--- SUPPLIED DATA ---
=-=-=-=-=

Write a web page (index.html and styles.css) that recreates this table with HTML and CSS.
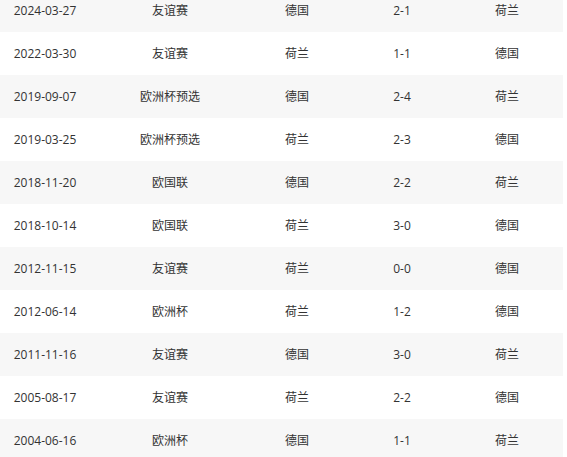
FILE: index.html
```html
<!DOCTYPE html>
<html lang="zh">
<head>
<meta charset="utf-8">
<link rel="stylesheet" href="styles.css">
</head>
<body>
<div class="table">
  <div class="row odd first"><span>2024-03-27</span><span>友谊赛</span><span>德国</span><span>2-1</span><span>荷兰</span></div>
  <div class="row"><span>2022-03-30</span><span>友谊赛</span><span>荷兰</span><span>1-1</span><span>德国</span></div>
  <div class="row odd"><span>2019-09-07</span><span>欧洲杯预选</span><span>德国</span><span>2-4</span><span>荷兰</span></div>
  <div class="row"><span>2019-03-25</span><span>欧洲杯预选</span><span>荷兰</span><span>2-3</span><span>德国</span></div>
  <div class="row odd"><span>2018-11-20</span><span>欧国联</span><span>德国</span><span>2-2</span><span>荷兰</span></div>
  <div class="row"><span>2018-10-14</span><span>欧国联</span><span>荷兰</span><span>3-0</span><span>德国</span></div>
  <div class="row odd"><span>2012-11-15</span><span>友谊赛</span><span>荷兰</span><span>0-0</span><span>德国</span></div>
  <div class="row"><span>2012-06-14</span><span>欧洲杯</span><span>荷兰</span><span>1-2</span><span>德国</span></div>
  <div class="row odd"><span>2011-11-16</span><span>友谊赛</span><span>德国</span><span>3-0</span><span>荷兰</span></div>
  <div class="row"><span>2005-08-17</span><span>友谊赛</span><span>荷兰</span><span>2-2</span><span>德国</span></div>
  <div class="row odd"><span>2004-06-16</span><span>欧洲杯</span><span>德国</span><span>1-1</span><span>荷兰</span></div>
</div>
</body>
</html>
```

FILE: styles.css
```css
html, body {
  margin: 0;
  padding: 0;
  background: #ffffff;
}
body {
  font-family: "Open Sans", "Noto Sans CJK SC", sans-serif;
  font-size: 12px;
  color: #333333;
  overflow: hidden;
}
.table {
  width: 563px;
  margin-top: -11px;
}
.row {
  display: grid;
  grid-template-columns: 90px 160px 94px 116px 94px;
  height: 43px;
  align-items: center;
  background: #ffffff;
}
.row.odd {
  background: #f7f7f7;
}
.row span {
  text-align: center;
  line-height: 16px;
}
```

=-=-=-=-=

--- EXERCISE ---
Without the pictures, repeat the listing above exactly.

--- COMPLETE RESPONSE ---
Write a web page (index.html and styles.css) that recreates this table with HTML and CSS.
FILE: index.html
```html
<!DOCTYPE html>
<html lang="zh">
<head>
<meta charset="utf-8">
<link rel="stylesheet" href="styles.css">
</head>
<body>
<div class="table">
  <div class="row odd first"><span>2024-03-27</span><span>友谊赛</span><span>德国</span><span>2-1</span><span>荷兰</span></div>
  <div class="row"><span>2022-03-30</span><span>友谊赛</span><span>荷兰</span><span>1-1</span><span>德国</span></div>
  <div class="row odd"><span>2019-09-07</span><span>欧洲杯预选</span><span>德国</span><span>2-4</span><span>荷兰</span></div>
  <div class="row"><span>2019-03-25</span><span>欧洲杯预选</span><span>荷兰</span><span>2-3</span><span>德国</span></div>
  <div class="row odd"><span>2018-11-20</span><span>欧国联</span><span>德国</span><span>2-2</span><span>荷兰</span></div>
  <div class="row"><span>2018-10-14</span><span>欧国联</span><span>荷兰</span><span>3-0</span><span>德国</span></div>
  <div class="row odd"><span>2012-11-15</span><span>友谊赛</span><span>荷兰</span><span>0-0</span><span>德国</span></div>
  <div class="row"><span>2012-06-14</span><span>欧洲杯</span><span>荷兰</span><span>1-2</span><span>德国</span></div>
  <div class="row odd"><span>2011-11-16</span><span>友谊赛</span><span>德国</span><span>3-0</span><span>荷兰</span></div>
  <div class="row"><span>2005-08-17</span><span>友谊赛</span><span>荷兰</span><span>2-2</span><span>德国</span></div>
  <div class="row odd"><span>2004-06-16</span><span>欧洲杯</span><span>德国</span><span>1-1</span><span>荷兰</span></div>
</div>
</body>
</html>
```

FILE: styles.css
```css
html, body {
  margin: 0;
  padding: 0;
  background: #ffffff;
}
body {
  font-family: "Open Sans", "Noto Sans CJK SC", sans-serif;
  font-size: 12px;
  color: #333333;
  overflow: hidden;
}
.table {
  width: 563px;
  margin-top: -11px;
}
.row {
  display: grid;
  grid-template-columns: 90px 160px 94px 116px 94px;
  height: 43px;
  align-items: center;
  background: #ffffff;
}
.row.odd {
  background: #f7f7f7;
}
.row span {
  text-align: center;
  line-height: 16px;
}
```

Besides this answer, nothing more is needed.